The Hinemoatū / Howard River is a river of the northern South Island of New Zealand. A tributary of the Buller River, the Hinemoatū/Howard starts at the confluence of the Hodgson and Tier Streams in the Travers Range of Nelson Lakes National Park, flowing north between Lakes Rotoroa and Rotoiti, before reaching the Buller between Kawatiri and Saint Arnaud. Close to its confluence with the Buller, the river is bridged by State Highway 63 and further up by Howard Valley Road.

Formerly known as the Howard River, the river's name was officially altered to Hinemoatū / Howard River in August 2014. Charles Heaphy named the river after James Howard, one the New Zealand Company staff, who died in the Wairau Affray.

4 ha of the river near the Buller is a Scientific Reserve for Black-billed Gulls (tarāpuka) and Black-fronted Terns (tarapiroe). Forest in the valley is dominated by red beech (tawhai raunui), with some silver beech (tahina), several varieties of filmy ferns, including narrow filmy-fern, several coprosmas, including red-currant coprosma, and weeping māpou.

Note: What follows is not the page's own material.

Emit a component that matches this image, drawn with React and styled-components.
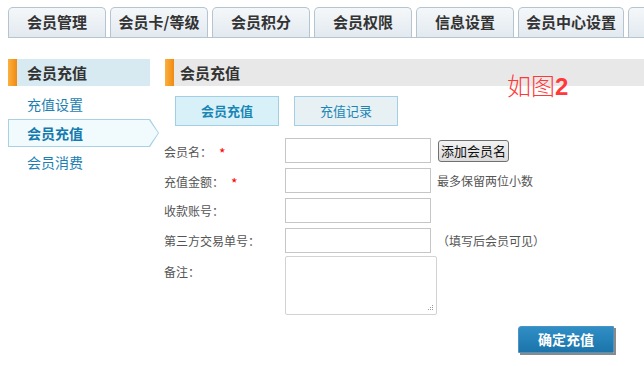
import React from 'react';
import styled, { createGlobalStyle, css } from 'styled-components';

const GlobalStyle = createGlobalStyle`
	html, body {
		margin: 0;
		padding: 0;
		background: #fff;
		overflow: hidden;
	}
	body {
		font-family: "Noto Sans CJK SC", "Liberation Sans", sans-serif;
		color: #333;
	}
`;

const Page = styled.div`
	width: 644px;
	height: 366px;
	padding: 7px 0 0 8px;
	box-sizing: border-box;
	position: relative;
	overflow: hidden;
`;

const TabBar = styled.div`
	display: flex;
	gap: 4px;
	height: 30px;
	border-bottom: 1px solid #b4c4d1;
	white-space: nowrap;
`;

const Tab = styled.div`
	flex: none;
	min-width: 98px;
	padding: 0 7px;
	box-sizing: border-box;
	height: 30px;
	line-height: 28px;
	text-align: center;
	font-size: 15px;
	font-weight: bold;
	color: #333;
	border: 1px solid #b4c4d1;
	border-bottom: none;
	border-radius: 5px 5px 0 0;
	background: linear-gradient(#f5f8fa, #e2e9ef);
`;

const Body = styled.div`
	display: flex;
	margin-top: 21px;
`;

const Sidebar = styled.div`
	width: 142px;
	flex: none;
`;

const Heading = styled.div`
	height: 27px;
	line-height: 27px;
	font-size: 15px;
	font-weight: bold;
	color: #333;
	border-left: 9px solid #f39419;
	padding-left: ${props => props.indent}px;
	background: ${props => props.bg};
	position: relative;
	&::before {
		content: '';
		position: absolute;
		left: -9px;
		top: 0;
		width: 9px;
		height: 100%;
		background: linear-gradient(90deg, #fbb040, #f08a10);
	}
`;

const MenuList = styled.div`
	margin-top: 4px;
	display: flex;
	flex-direction: column;
	gap: 1px;
`;

const MenuItem = styled.div`
	height: 28px;
	line-height: 28px;
	padding-left: 19px;
	font-size: 14px;
	color: #1b7fb3;
	position: relative;
	${props => props.active && css`
		width: 151px;
		box-sizing: border-box;
		font-weight: bold;
		color: #137aae;
		background: #a9d1e6;
		clip-path: polygon(0 0, calc(100% - 9px) 0, 100% 50%, calc(100% - 9px) 100%, 0 100%);
		&::before {
			content: '';
			position: absolute;
			inset: 1px;
			background: #f1fafd;
			clip-path: polygon(0 0, calc(100% - 9px) 0, 100% 50%, calc(100% - 9px) 100%, 0 100%);
		}
		span { position: relative; }
	`}
`;

const Main = styled.div`
	flex: 1;
	margin-left: 15px;
	position: relative;
`;

const Note = styled.div`
	position: absolute;
	left: 342px;
	top: 8px;
	font-size: 24px;
	color: #ff3838;
	font-family: "Noto Sans CJK SC", sans-serif;
	font-weight: 300;
	b {
		font-family: "Liberation Sans", sans-serif;
		font-weight: bold;
		font-size: 24px;
	}
`;

const SubTabs = styled.div`
	display: flex;
	gap: 15px;
	margin: 10px 0 0 10px;
`;

const SubTab = styled.div`
	width: 104px;
	height: 30px;
	box-sizing: border-box;
	line-height: 28px;
	text-align: center;
	font-size: 13px;
	color: #1a86b6;
	border: 1px solid #a3cfe4;
	background: ${props => props.active ? '#d8f1f8' : '#e7f0f3'};
	font-weight: ${props => props.active ? 'bold' : 'normal'};
`;

const Form = styled.div`
	margin-top: 12px;
	margin-left: -1px;
	display: flex;
	flex-direction: column;
	gap: 5px;
`;

const Row = styled.div`
	display: flex;
	align-items: ${props => props.top ? 'flex-start' : 'center'};
	min-height: 25px;
	font-size: 12px;
	color: #555;
`;

const Label = styled.div`
	width: 121px;
	flex: none;
	padding-top: ${props => props.top ? '5px' : '0'};
`;

const Star = styled.span`
	color: #f00;
	font-size: 14px;
	margin-left: 7px;
	position: relative;
	top: 2px;
`;

const Input = styled.div`
	width: 146px;
	height: 25px;
	box-sizing: border-box;
	border: 1px solid #c6c6c6;
	background: #fff;
`;

const TextArea = styled.div`
	width: 152px;
	height: 59px;
	box-sizing: border-box;
	border: 1px solid #cfd3d6;
	border-radius: 2px;
	position: relative;
	margin-top: -2px;
	svg {
		position: absolute;
		right: 2px;
		bottom: 2px;
	}
`;

const Hint = styled.span`
	margin-left: 6px;
	color: #555;
`;

const AddButton = styled.div`
	margin-left: 7px;
	height: 22px;
	line-height: 20px;
	padding: 0 2px;
	box-sizing: border-box;
	font-size: 13px;
	color: #111;
	border: 1px solid #707070;
	border-radius: 3px;
	background: linear-gradient(#f2f2f2, #dcdcdc);
`;

const Submit = styled.div`
	margin: 11px 0 0 353px;
	width: 96px;
	height: 27px;
	box-sizing: border-box;
	line-height: 25px;
	text-align: center;
	font-size: 14px;
	font-weight: bold;
	color: #fff;
	border: 1px solid #4c93c0;
	border-radius: 3px 0 0 0;
	background: linear-gradient(#2f8fc6, #1c74aa);
	box-shadow: 2px 2px 0 #8a8a8a;
`;

const tabs = ['会员管理', '会员卡/等级', '会员积分', '会员权限', '信息设置', '会员中心设置', '查'];

const App = () => {
	return (
		<Page>
			<GlobalStyle />
			<TabBar>
				{tabs.map(t => <Tab key={t}>{t}</Tab>)}
			</TabBar>
			<Body>
				<Sidebar>
					<Heading indent={10} bg="#d7e9f1">会员充值</Heading>
					<MenuList>
						<MenuItem>充值设置</MenuItem>
						<MenuItem active><span>会员充值</span></MenuItem>
						<MenuItem>会员消费</MenuItem>
					</MenuList>
				</Sidebar>
				<Main>
					<Heading indent={6} bg="#e8e8e8">会员充值</Heading>
					<Note>如图<b>2</b></Note>
					<SubTabs>
						<SubTab active>会员充值</SubTab>
						<SubTab>充值记录</SubTab>
					</SubTabs>
					<Form>
						<Row>
							<Label>会员名：<Star>*</Star></Label>
							<Input />
							<AddButton>添加会员名</AddButton>
						</Row>
						<Row>
							<Label>充值金额：<Star>*</Star></Label>
							<Input />
							<Hint>最多保留两位小数</Hint>
						</Row>
						<Row>
							<Label>收款账号：</Label>
							<Input />
						</Row>
						<Row>
							<Label>第三方交易单号：</Label>
							<Input />
							<Hint>（填写后会员可见）</Hint>
						</Row>
						<Row top>
							<Label top>备注：</Label>
							<TextArea>
								<svg width="7" height="7" viewBox="0 0 7 7">
									<g fill="#999">
										<rect x="5" y="0" width="1" height="1" />
										<rect x="3" y="2" width="1" height="1" />
										<rect x="5" y="2" width="1" height="1" />
										<rect x="1" y="4" width="1" height="1" />
										<rect x="3" y="4" width="1" height="1" />
										<rect x="5" y="4" width="1" height="1" />
									</g>
								</svg>
							</TextArea>
						</Row>
					</Form>
					<Submit>确定充值</Submit>
				</Main>
			</Body>
		</Page>
	);
};

export default App;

Gold was discovered in 1863 and again in 1915. At one stage about 150 miners were working the Louis Creek. Interest was revived by the Unemployment Board's Gold Prospecting Subsidy Scheme, which was extended to include the valley in 1933, and a 1933 miner's cottage remains which was occupied until at least the 1940s.

The Speargrass Track from St Arnaud crosses the upper part of the catchment.